Es folgte der erlösende Schlusspfiff, die Mannschaft (außer
Christian Schmidt und Sascha Hildmann) ging grußlos an den (noch nicht
einmal heftig pöbelnden) Fans vorbei, verschwand in der Kabine und flog
nach Hause, während die Fans noch etliche Stunden Fahrt vor sich hatten.
Dann kommt man als Fan irgendwann am frühen Montagmorgen in Aachen
an, hat von den letzten 72 Stunden höchstens zwei geschlafen, ist den
halben Samstag für die Amateure durch die Eifel gefahren, schlägt
sich die Nacht im Bus um die Ohren, sieht einer scheinbar desinteressierten
Söldnertruppe zu, wie sie sich fast ohne Gegenwehr wieder mal fünf
Tore einschenken lässt und einen dann nach dem Spiel nicht mal eines Blickes
würdigt, und fährt nochmal 8-9 Stunden zurück. Wenn man dann
im Regen durch die Soers nach Hause läuft, ist das so ein Moment, in dem
man sich fragt, wozu man das alles macht. Den meisten Spielern geht es
wahrscheinlich eh am Arsch vorbei (was irgendwo normal ist, wenn man vorher in
Australien, China oder bei Fortuna Köln gespielt hat).

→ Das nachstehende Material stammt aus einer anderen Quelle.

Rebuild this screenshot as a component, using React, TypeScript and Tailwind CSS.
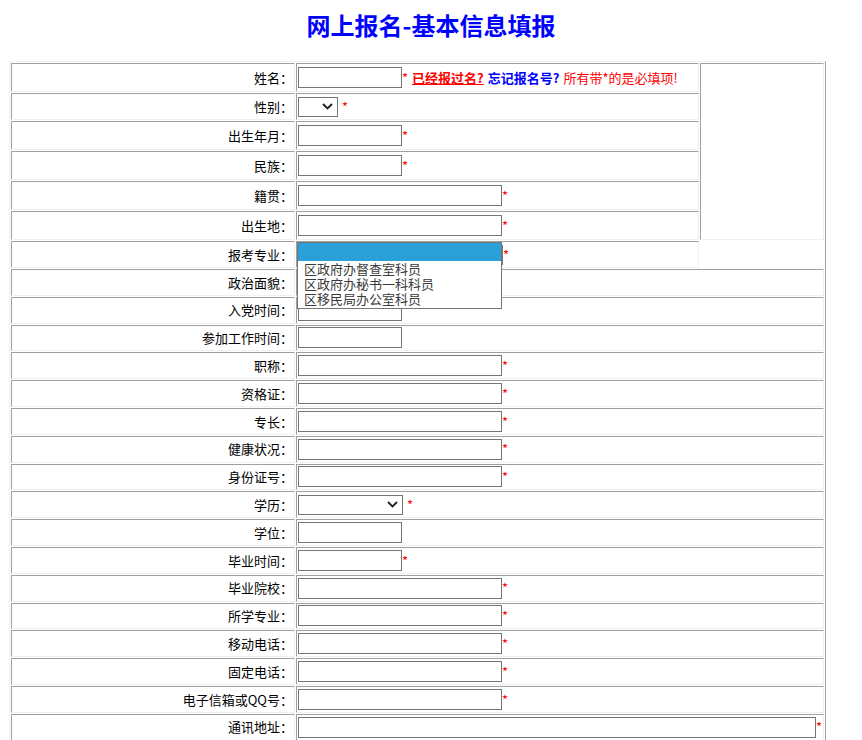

In sieben Auswärtsspielen haben wir einen Punkt geholt, zweimal
knapp verloren und vier deftige Klatschen eingesteckt. Wie man als Profi
derart desolat auftreten kann, wissen die Herren Spieler wohl nur selbst.
Es gab niemanden, der auch nur ansatzweise seine Zweitligatauglichkeit
bewiesen hätte. Neuzugang Karlheinz Pflipsen konnte noch am wenigsten
dafür. Ansonsten: Ivica Grlic produzierte Ballverluste im Minutentakt, Frank
Schmidt war die Hilflosigkeit in Person, Willi Landgraf, Bernd Rauw und Mark
Spanier hatten mehrere dicke Aussetzer, Olivier Caillas wurde nach einigen
Falleinlagen vom Berliner Publikum zurecht bei jedem Ballkontakt mit
"Aua!"-Rufen bedacht, und Xie Hui lief noch weniger als Taifour
Diane, und das will was heißen. Bleibt eigentlich nur zu hoffen, dass
wir noch ein paar neue Spieler unter dem Weihnachtsbaum finden werden,
ansonsten dürfen wir uns unsere Klatschen statt in Berlin demnächst
in Aue und Magdeburg abholen. Jedenfalls hat unsere Mannschaft es
eindrucksvoll geschafft, mir jede Vorfreude auf das Pokalspiel gegen
Tuntenhausen zu nehmen. Vielen Dank!